05 March 2021
HOW shaming to the world in general is it that there are degrees of malnutrition? Conflict and natural disasters can disrupt food supply, especially in areas with poor infrastructure. Yemen has the misfortune of suffering both, as drought diminishes the country’s ability to feed its population and adds another precious resource over which the warring factions can fight. Malnutrition untreated leads to acute malnutrition, and a multi-agency report calculated one month ago that 2.3 million children in Yemen under the age of five faced acute malnutrition in 2021. In addition, 1.2 million breastfeeding mothers are projected to come into the same category. The degradation does not stop there, however. The agencies reckon that 400,000 children are likely to suffer severe acute malnutrition. This is the last category. The next, fatal, stage awaits 30-50 per cent of them even if aid reaches them; more, of course, if it does not.
It is, perhaps, unfair to look for signs of shame in the UK Government, which announced on Monday that it would be cutting its aid to Yemen this year by 50 per cent. Even at the new figure of £87 million, the UK is donating more than many other countries. Yet what factors should be considered when deciding to halve a particular aid budget? The first is a calculation of need.
The United Nations is seeking £2.9 billion. Its under-secretary-general for humanitarian affairs, Mark Lowcock, warned the Government: “Anything less is not enough.
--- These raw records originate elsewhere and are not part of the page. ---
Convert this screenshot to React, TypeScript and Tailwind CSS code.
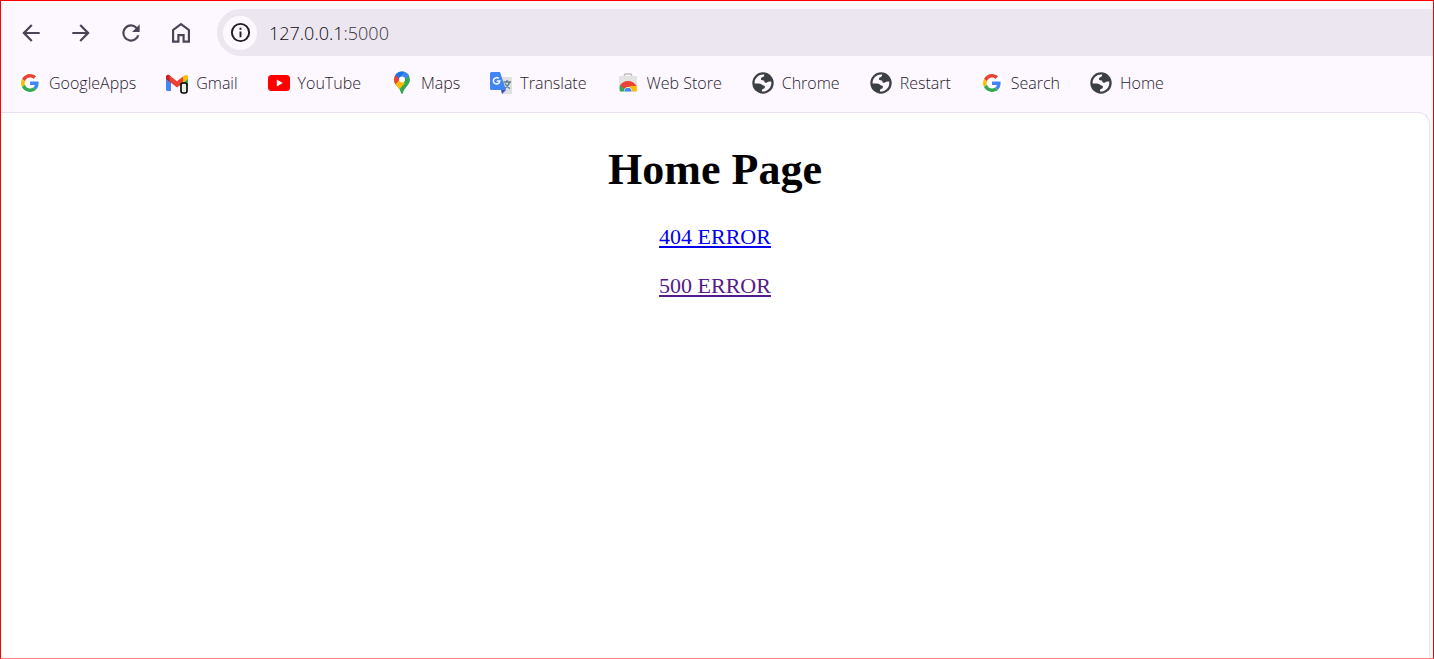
import React from "react";

const Google = () => (
  <span className="flex size-[22px] items-center justify-center rounded-full bg-white">
    <svg viewBox="0 0 48 48" className="size-[18px]" aria-hidden="true">
      <path fill="#EA4335" d="M24 9.5c3.54 0 6.71 1.22 9.21 3.6l6.85-6.85C35.9 2.38 30.47 0 24 0 14.62 0 6.51 5.38 2.56 13.22l7.98 6.19C12.43 13.72 17.74 9.5 24 9.5z" />
      <path fill="#4285F4" d="M46.98 24.55c0-1.57-.15-3.09-.38-4.55H24v9.02h12.94c-.58 2.96-2.26 5.48-4.78 7.18l7.73 6c4.51-4.18 7.09-10.36 7.09-17.65z" />
      <path fill="#FBBC05" d="M10.53 28.59c-.48-1.45-.76-2.99-.76-4.59s.27-3.14.76-4.59l-7.98-6.19C.92 16.46 0 20.12 0 24c0 3.88.92 7.54 2.56 10.78l7.97-6.19z" />
      <path fill="#34A853" d="M24 48c6.48 0 11.93-2.13 15.89-5.81l-7.73-6c-2.15 1.45-4.92 2.3-8.16 2.3-6.26 0-11.57-4.22-13.47-9.91l-7.98 6.19C6.51 42.62 14.62 48 24 48z" />
    </svg>
  </span>
);

const Gmail = () => (
  <svg viewBox="0 0 22 22" className="size-[22px]" aria-hidden="true">
    <path fill="#4285F4" d="M0 6l5 4v9H1.500a1.500 1.500 0 0 1-1.500-1.500z" />
    <path fill="#34A853" d="M17 10l5-4v8h-5z" />
    <path fill="#FBBC04" d="M17 4.500l2-1.300a2 2 0 0 1 3 1.700V7l-5 4z" />
    <path fill="#C5221F" d="M0 7V4.500a2 2 0 0 1 3-1.500l2 1.500V11z" />
    <path fill="#EA4335" d="M3 3l2 1.500 6 4.700 6-4.700V11l-6 4.500L4 10z" />
    <rect x="15" y="11" width="6" height="10" rx="2" fill="#e6f4ea" stroke="#000" strokeWidth="1.600" />
  </svg>
);

const YouTube = () => (
  <svg viewBox="0 0 22 22" className="size-[22px]" aria-hidden="true">
    <rect y="3" width="22" height="16" rx="3.500" fill="#f00" />
    <path fill="#fff" d="M8.800 7.500l6 3.500-6 3.500z" />
  </svg>
);

const Maps = () => (
  <svg viewBox="0 0 22 24" className="h-6 w-[22px]" aria-hidden="true">
    <defs>
      <clipPath id="pin">
        <path d="M11 .5A8 8 0 0 0 3 8.500c0 3 1.400 4.800 3.500 7.300C8.600 18.300 9.500 20 10 22q1 2 2 0c.5-2 1.400-3.700 3.500-6.200C17.600 13.300 19 11.500 19 8.500A8 8 0 0 0 11 .5z" />
      </clipPath>
    </defs>
    <g clipPath="url(#pin)">
      <path fill="#34A853" d="M0 0h22v24H0z" />
      <path fill="#FBBC04" d="M0 13l9-5 5 4-8 9H0z" />
      <path fill="#EA4335" d="M0 2h4l6 5-6 7H0z" />
      <path fill="#1A73E8" d="M4 3l2-4h9l-7 9z" />
      <path fill="#4285F4" d="M14 0L8 8l5 1 6-5-2-4z" />
    </g>
    <circle cx="11" cy="8.500" r="3" fill="#fff" />
  </svg>
);

const Translate = () => (
  <svg viewBox="0 0 22 22" className="size-[22px]" aria-hidden="true">
    <path fill="#dfe0e1" d="M8 5h12.500A1.500 1.500 0 0 1 22 6.500v14a1.500 1.500 0 0 1-1.500 1.500H12z" />
    <path fill="#3f51b5" d="M11 18h5l-4 4z" />
    <path fill="#4285F4" d="M1.500 0H10l6 18H1.500A1.500 1.500 0 0 1 0 16.500v-15A1.500 1.500 0 0 1 1.500 0z" />
    <path fill="none" stroke="#fff" strokeWidth="1.500" d="M8.800 6.500A3.200 3.200 0 1 0 9.800 9H6.800" />
    <path fill="none" stroke="#607d8b" strokeWidth="1.400" d="M13.500 10h7.500M17 8v2M19.500 10q-1 4-4.500 6.500M15 11.500q2 3.500 5 5" />
  </svg>
);

const WebStore = () => (
  <svg viewBox="0 0 22 22" className="size-[22px]" aria-hidden="true">
    <path fill="none" stroke="#bdbdbd" strokeWidth="1.500" d="M7.500 4.500V3q0-1 1-1h5q1 0 1 1v1.500" />
    <path fill="#e3e3e3" d="M2 4h18v14a1.500 1.500 0 0 1-1.500 1.500h-15A1.500 1.500 0 0 1 2 18z" />
    <path fill="#34A853" d="M3 13l6 3-1 3.500H3Q2 16 3 13z" />
    <path fill="#FBBC04" d="M12 14h7.500q.8 3 0 5.500H13z" />
    <path fill="#EA4335" d="M3 13.500Q5.500 9 11 9t8.500 5H14l-6 3z" />
    <path fill="#fff" d="M7 19.500a4 4.500 0 0 1 8 0z" />
    <path fill="#4285F4" d="M7.500 19.500a3.500 3.800 0 0 1 7 0z" />
  </svg>
);

const Globe = () => (
  <svg viewBox="0 0 22 22" className="size-[22px]" aria-hidden="true">
    <circle cx="11" cy="11" r="10.700" fill="#3c4043" />
    <path
      fill="#fdf7ff"
      d="M12.200 2.600Q12.500 4.500 10.800 5q-2 .6-2 1.900 0 1.300 2 1.300 1.600 0 1.800 1.700.3 1.100 2 .9 1.800-1.800 4.600-1.200a8.400 8.400 0 0 1-9.200 9.800q-.6-2 1-2.400 2-.4 2-1.900 0-1.600-2.200-1.800-1.800-2-4-1.900L2.600 11.600A8.500 8.500 0 0 1 12.200 2.600z"
    />
  </svg>
);

const bookmarks = [
  { label: "GoogleApps", Icon: Google },
  { label: "Gmail", Icon: Gmail },
  { label: "YouTube", Icon: YouTube },
  { label: "Maps", Icon: Maps },
  { label: "Translate", Icon: Translate },
  { label: "Web Store", Icon: WebStore },
  { label: "Chrome", Icon: Globe },
  { label: "Restart", Icon: Globe },
  { label: "Search", Icon: Google },
  { label: "Home", Icon: Globe },
];

const tools = [
  { label: "Back", d: "M20 11H7.830l5.590-5.590L12 4l-8 8 8 8 1.410-1.410L7.830 13H20v-2z" },
  { label: "Forward", d: "M12 4l-1.410 1.410L16.170 11H4v2h12.170l-5.580 5.590L12 20l8-8z" },
  { label: "Reload", d: "M17.650 6.350A7.960 7.960 0 0 0 12 4a8 8 0 1 0 7.730 10h-2.080A6 6 0 1 1 12 6c1.660 0 3.140.69 4.220 1.780L13 11h7V4z" },
  { label: "Home", d: "M12 2.500L3.700 8.700v12.200h6.900v-6h2.800v6h6.900V8.700zM12 5l6.300 4.800v9.100h-2.900v-6H8.600v6H5.700V9.800z" },
];

export default function App() {
  return (
    <div className="flex min-h-screen flex-col border border-[#ff0000] border-b-[#ff8080] bg-[#fdf7ff] font-['Open_Sans',sans-serif]">
      <header>
        <div className="flex items-center pt-2">
          <nav aria-label="Navigation" className="flex gap-6 pr-[23px] pl-[17px]">
            {tools.map(({ label, d }) => (
              <button key={label} type="button" aria-label={label} className="text-[#4a4458]">
                <svg viewBox="0 0 24 24" fill="currentColor" fillRule="evenodd" className="size-[26px]">
                  <path d={d} />
                </svg>
              </button>
            ))}
          </nav>
          <div className="flex h-[47px] flex-1 items-center gap-3 rounded-l-full bg-[#ece6f0] pl-[6px]">
            <button type="button" aria-label="Site information" className="flex size-[34px] items-center justify-center rounded-full bg-[#fdf7ff]">
              <svg viewBox="0 0 24 24" fill="#1d1b20" className="size-[23px]">
                <path d="M11 7h2v2h-2zm0 4h2v6h-2zm1-9a10 10 0 1 0 0 20 10 10 0 0 0 0-20zm0 18a8 8 0 1 1 0-16 8 8 0 0 1 0 16z" />
              </svg>
            </button>
            <p className="text-lg leading-6 font-light text-[#3a3640]">
              <span className="text-[#0c0a0e]">127.0.0.1</span>:5000
            </p>
          </div>
        </div>
        <nav aria-label="Bookmarks" className="flex h-14 items-center gap-[30px] pb-0.5 pl-[18px]">
          {bookmarks.map(({ label, Icon }) => (
            <a key={label} href="#" className="flex items-center gap-2 text-base leading-6 font-light whitespace-nowrap text-[#26222c]">
              <Icon />
              {label}
            </a>
          ))}
        </nav>
      </header>
      <main className="mr-[3px] flex flex-1 flex-col items-center rounded-tr-xl border-t border-r border-[#e7dfec] bg-white pt-8 font-['Liberation_Serif',serif] text-[22px] leading-[25px]">
        <h1 className="text-[44px] leading-[50px] font-bold text-black">Home Page</h1>
        <a href="#" className="mt-[29px] text-[#0000ee] underline">404 ERROR</a>
        <a href="#" className="mt-6 text-[#551a8b] underline">500 ERROR</a>
      </main>
    </div>
  );
}
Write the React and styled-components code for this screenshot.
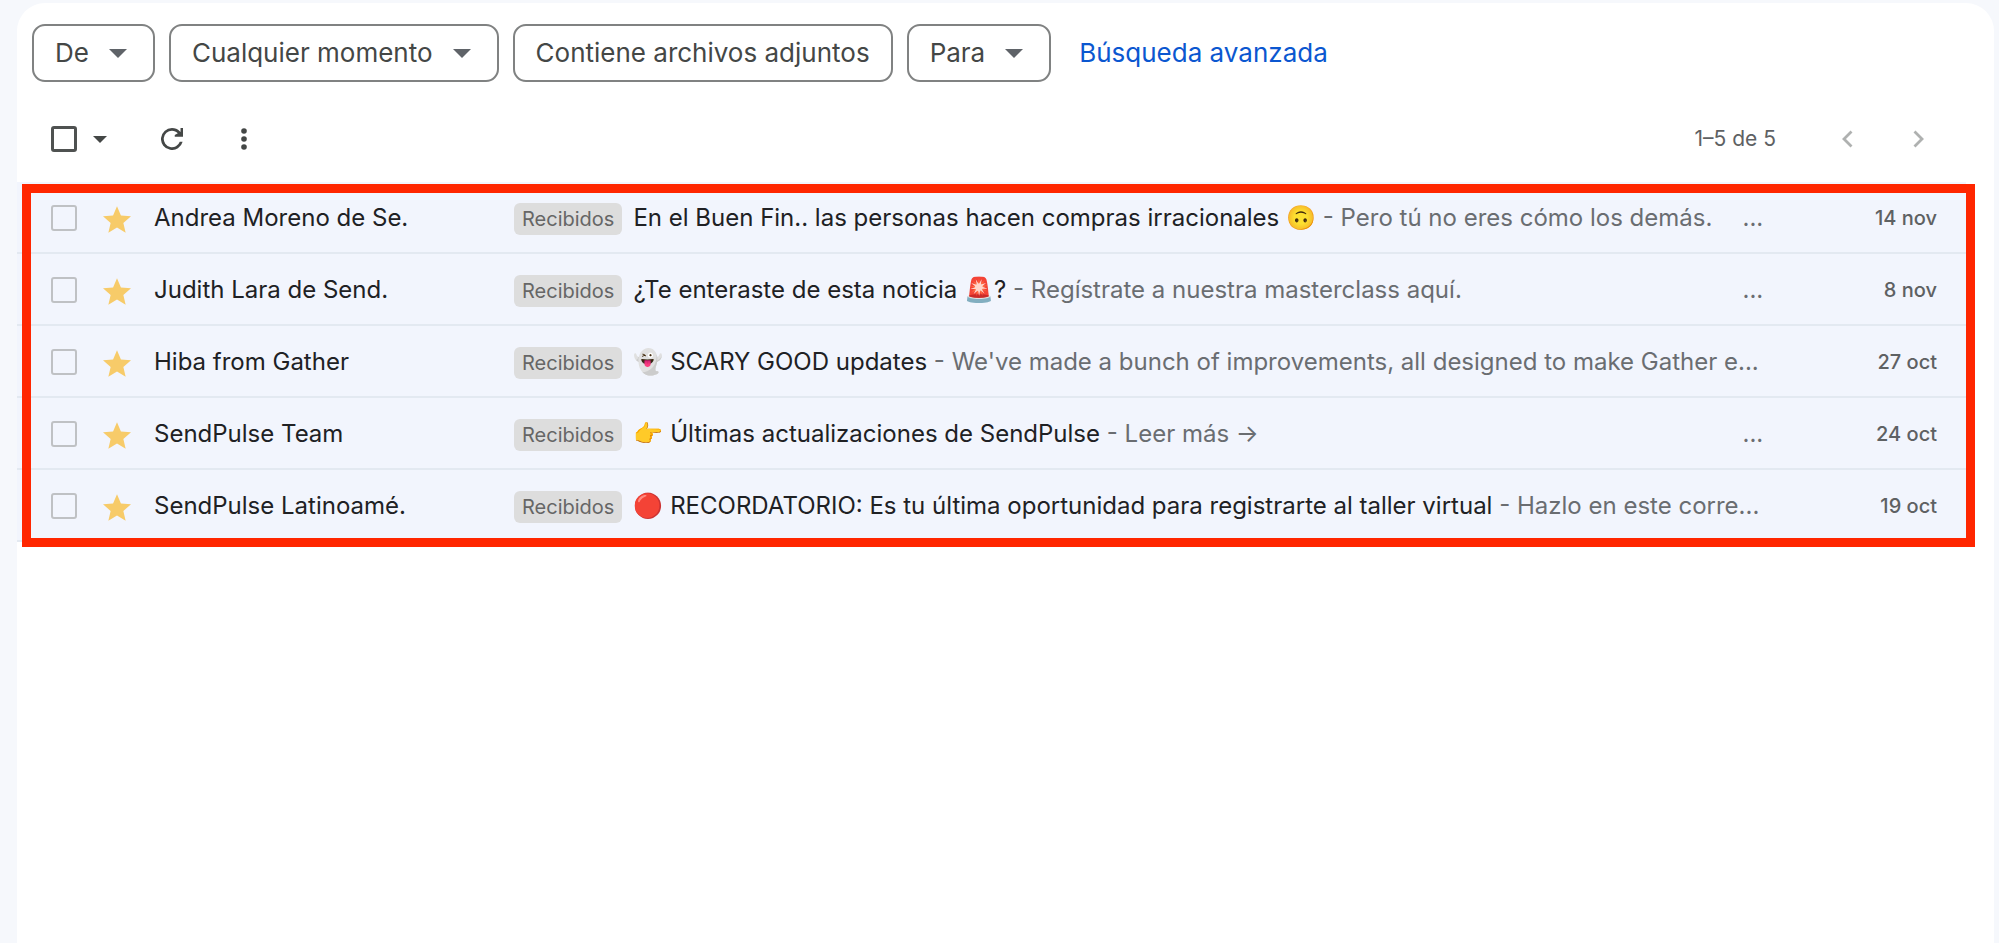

Anything less would squander this opportunity to stave off mass famine and take a meaningful step towards peace. . . This is not the moment to step back from Yemen. No one in Yemen deserves to die because they cannot get enough to eat.” Another factor is effectiveness: the money here would be channelled through UN agencies, and would focus on the nation’s children. Without nutrition and education, the sins of the existing generation would truly be visited on the next. The third factor is the availability of supply. The UK economy has shrunk because of the pandemic, but by ten per cent, not 50.
The final factor is will. This is where shame comes in. The Government concluded that the British people did not care enough about their global neighbours to object with any force when it made its announcement last November that it was cutting the aid budget from 0.7 per cent to 0.5 per cent of GNI. This might have been true of abstract discussions about budgets, especially when disparaged by shameful (that word again) misrepresentation. But the test of the electorate’s moral character comes now, when real people will die in real numbers as a result of such an unaccountable decision. Aid agencies and opposition politicians have given their verdict on the decision: “disastrous”, “tragic”, “reprehensible”. This moment in the UK’s history will be all of those things if the public fails to correct the impression that it does not care.